— START Entries —

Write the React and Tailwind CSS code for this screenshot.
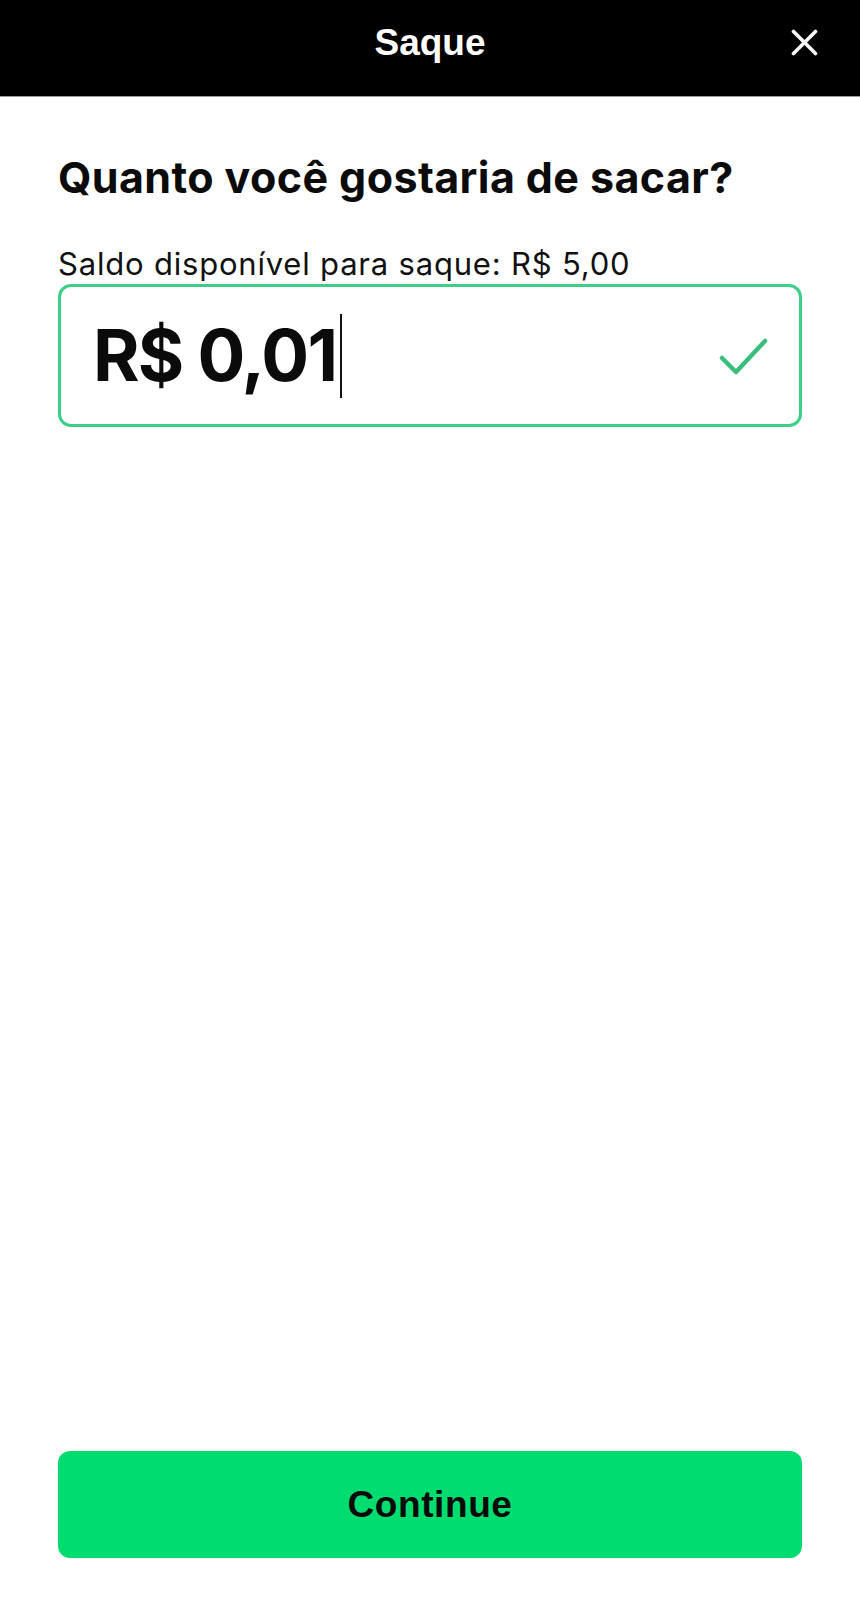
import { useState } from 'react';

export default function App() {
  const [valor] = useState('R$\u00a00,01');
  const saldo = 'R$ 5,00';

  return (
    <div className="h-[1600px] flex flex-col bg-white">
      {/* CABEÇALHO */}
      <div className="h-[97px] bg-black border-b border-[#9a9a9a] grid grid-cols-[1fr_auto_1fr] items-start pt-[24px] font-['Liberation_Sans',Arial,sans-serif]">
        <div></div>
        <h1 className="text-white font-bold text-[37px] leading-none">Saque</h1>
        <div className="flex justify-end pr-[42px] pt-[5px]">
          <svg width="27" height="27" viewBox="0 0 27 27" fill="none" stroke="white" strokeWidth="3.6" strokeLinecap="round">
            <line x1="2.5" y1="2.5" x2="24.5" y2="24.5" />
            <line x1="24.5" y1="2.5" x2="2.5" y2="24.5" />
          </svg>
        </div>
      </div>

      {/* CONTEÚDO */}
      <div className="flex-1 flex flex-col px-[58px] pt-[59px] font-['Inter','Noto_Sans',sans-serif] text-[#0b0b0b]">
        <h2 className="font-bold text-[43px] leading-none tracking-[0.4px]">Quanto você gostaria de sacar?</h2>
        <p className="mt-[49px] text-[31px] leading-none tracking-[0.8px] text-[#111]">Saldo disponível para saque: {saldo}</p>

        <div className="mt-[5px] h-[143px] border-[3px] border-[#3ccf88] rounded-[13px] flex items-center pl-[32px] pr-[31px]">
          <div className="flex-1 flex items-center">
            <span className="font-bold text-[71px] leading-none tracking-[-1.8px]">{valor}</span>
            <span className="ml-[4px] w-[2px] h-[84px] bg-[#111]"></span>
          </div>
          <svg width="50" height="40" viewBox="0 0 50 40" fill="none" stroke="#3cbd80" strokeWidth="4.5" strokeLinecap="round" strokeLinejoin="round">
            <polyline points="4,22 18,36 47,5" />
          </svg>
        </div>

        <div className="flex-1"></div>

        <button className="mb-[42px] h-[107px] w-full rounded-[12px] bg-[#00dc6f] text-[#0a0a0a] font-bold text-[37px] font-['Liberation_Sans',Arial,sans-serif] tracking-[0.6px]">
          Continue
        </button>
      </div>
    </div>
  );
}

— END Entries —
— START Entries —

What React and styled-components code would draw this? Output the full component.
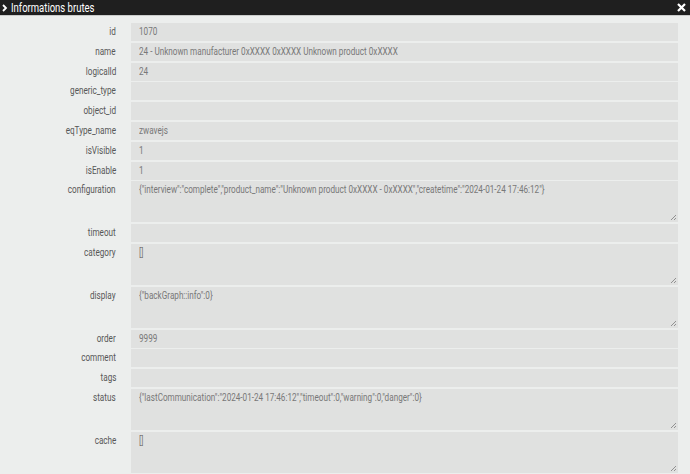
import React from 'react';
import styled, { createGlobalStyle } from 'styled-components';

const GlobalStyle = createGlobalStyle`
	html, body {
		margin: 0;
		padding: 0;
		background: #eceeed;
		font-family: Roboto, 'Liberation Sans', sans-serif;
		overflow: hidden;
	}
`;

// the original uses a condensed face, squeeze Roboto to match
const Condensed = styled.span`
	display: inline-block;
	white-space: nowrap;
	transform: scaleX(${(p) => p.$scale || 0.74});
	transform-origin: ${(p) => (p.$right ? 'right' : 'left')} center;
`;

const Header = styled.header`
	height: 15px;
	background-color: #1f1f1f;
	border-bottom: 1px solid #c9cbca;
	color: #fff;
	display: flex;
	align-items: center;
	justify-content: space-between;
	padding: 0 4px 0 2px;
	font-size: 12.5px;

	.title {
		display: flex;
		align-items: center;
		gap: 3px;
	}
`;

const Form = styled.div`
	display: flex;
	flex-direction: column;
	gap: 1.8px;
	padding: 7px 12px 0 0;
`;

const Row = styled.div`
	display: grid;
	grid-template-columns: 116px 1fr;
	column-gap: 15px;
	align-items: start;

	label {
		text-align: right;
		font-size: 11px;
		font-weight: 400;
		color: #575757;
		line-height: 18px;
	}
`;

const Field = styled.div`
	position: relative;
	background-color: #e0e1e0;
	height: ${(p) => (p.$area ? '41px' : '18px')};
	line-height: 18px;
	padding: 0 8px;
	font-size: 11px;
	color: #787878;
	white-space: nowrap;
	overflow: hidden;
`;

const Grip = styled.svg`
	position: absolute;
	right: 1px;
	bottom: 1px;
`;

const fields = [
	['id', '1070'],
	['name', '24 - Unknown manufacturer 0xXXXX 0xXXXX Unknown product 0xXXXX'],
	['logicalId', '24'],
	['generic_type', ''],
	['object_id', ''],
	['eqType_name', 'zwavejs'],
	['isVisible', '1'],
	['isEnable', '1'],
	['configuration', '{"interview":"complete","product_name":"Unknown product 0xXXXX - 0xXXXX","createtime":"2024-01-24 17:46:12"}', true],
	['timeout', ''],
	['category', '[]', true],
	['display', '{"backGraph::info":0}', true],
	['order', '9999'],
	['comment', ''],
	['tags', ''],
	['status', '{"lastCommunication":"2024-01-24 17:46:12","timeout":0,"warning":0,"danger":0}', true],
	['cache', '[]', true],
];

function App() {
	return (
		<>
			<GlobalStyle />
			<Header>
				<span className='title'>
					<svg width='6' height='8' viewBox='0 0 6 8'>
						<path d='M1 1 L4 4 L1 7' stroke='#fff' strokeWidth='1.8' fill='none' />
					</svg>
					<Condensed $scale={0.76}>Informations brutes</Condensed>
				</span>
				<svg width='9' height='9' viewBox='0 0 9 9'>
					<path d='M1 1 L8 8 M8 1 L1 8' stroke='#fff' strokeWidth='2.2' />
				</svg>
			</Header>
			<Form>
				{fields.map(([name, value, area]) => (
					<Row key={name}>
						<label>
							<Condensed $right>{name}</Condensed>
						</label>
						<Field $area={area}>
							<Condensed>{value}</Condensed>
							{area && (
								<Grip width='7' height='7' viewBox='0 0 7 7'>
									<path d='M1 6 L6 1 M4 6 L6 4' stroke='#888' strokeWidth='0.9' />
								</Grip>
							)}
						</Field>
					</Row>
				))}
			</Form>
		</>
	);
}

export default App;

— END Entries —

State the number of lines in the records that contain the string "code", and nothing more.

▸ **Task output**
2